Clarence Reid (alias Blowfly) (1939-2016)

Auteur, compositeur, producteur, patron de label, mais aussi pornographe averti, proto-rappeur et personnage “larger than life”, il n’est pas évident de résumer en quelques phrases la carrière de Clarence Reid, qui s’est éteint ce 17 janvier. Si la majorité des nécrologies et des hommages se focalisent sur son alter-ego Blowfly, c’est sous son propre nom que Reid, qui était né le 14 février 1939 à Cochran en Georgie, se fait tout d’abord remarquer.

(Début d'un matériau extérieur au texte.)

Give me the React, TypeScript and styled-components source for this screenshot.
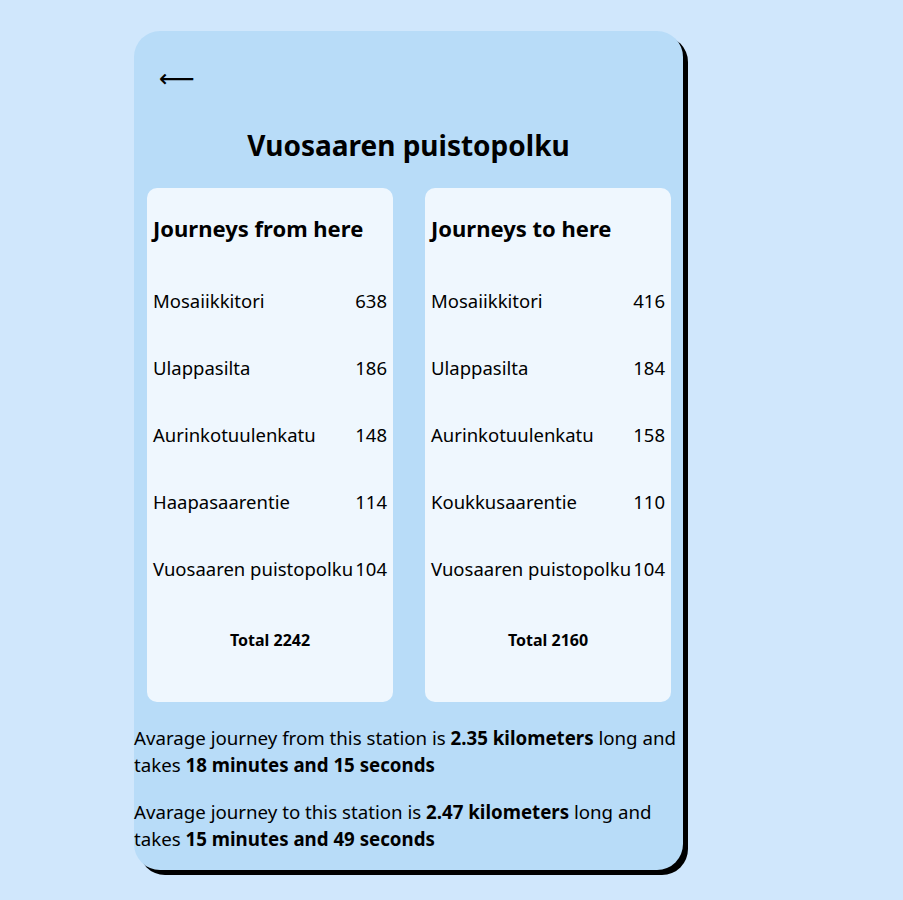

Dès le milieu des années 1960, il est un acteur majeur de la scène soul de Miami, à la fois interprète avec différents 45-tours sur des petits labels et, en coulisse, en tant qu’auteur, compositeur, producteur et businessman, pour des artistes comme Paul Kelly, Bobby Marchan et Helene Smith.

 

 

C’est à la fin des années 1960, cependant, que sa carrière explose réellement. Il décroche en 1969 un tube majeur – 7e côté R&B et 40e dans le Hot 100 de Billboard – avec Nobody but you baby, suivi d’un album publié par Atco. Mais c’est en tant qu’auteur-compositeur-producteur qu’il obtient le plus de succès, particulièrement à partir du moment où il devient le principal collaborateur d’Henry Stone, un des acteurs phare de la vie musicale de l’État avec ses différents labels. Pendant toute la décennie 1970, il enchaîne, dans ses différents rôles, les tubes pour Betty Wright (Clean up woman, Baby sitter) et Gwen McCrae (90 % of me is you, Rockin’ chair) et écrit également pour Wilson Pickett, Vicki Anderson, Joe Tex, Jackie Moore, Timmy Thomas, Latimore, Millie Jackson et bien d’autres. Il est aussi à l’origine de la découverte de K.C. & the Sunshine Band, pour qui il signe notamment le tube Sound your funky horn. Cette intense activité ne l’empêche pas de graver quelques disques sous son nom, et même de décrocher quelques tubes comme Good old days et Funky party.

 


William Clarke, Betty Wright, Clarence Reid, Steve Alaimo, Henry Stone © DR

 

Habitué à régaler ses amis et ses collègues de parodies salaces des tubes du moment, il se lance à partir de 1971 dans une carrière parallèle d’amuseur à destination d’un public adulte sous l’identité secrète – mais bien gardée – et le masque de catcheur mexicain de Blowfly. Le premier album, “The Weird World of Blowfly” comprend des versions revisitées dans un mauvais goût très sûr de classiques empruntés à Tony Joe White, B.B. King, Otis Redding, James Brown… Le succès est en rendez-vous – bien que la majorité de ses disques n’apparaissent pas dans les classements officiels – et la plaisanterie se prolonge (parfois au-delà du raisonnable) le long de près de trente albums (un dernier disque dans ce registre est annoncé pour février 2016), mettant entre parenthèse la carrière d’interprète “sérieux” de Reid qui semble s’enfermer de plus en plus dans son personnage, d’autant que sa carrière d’auteur-compositeur-producteur pour les autres marque le pas à partir des années 1980.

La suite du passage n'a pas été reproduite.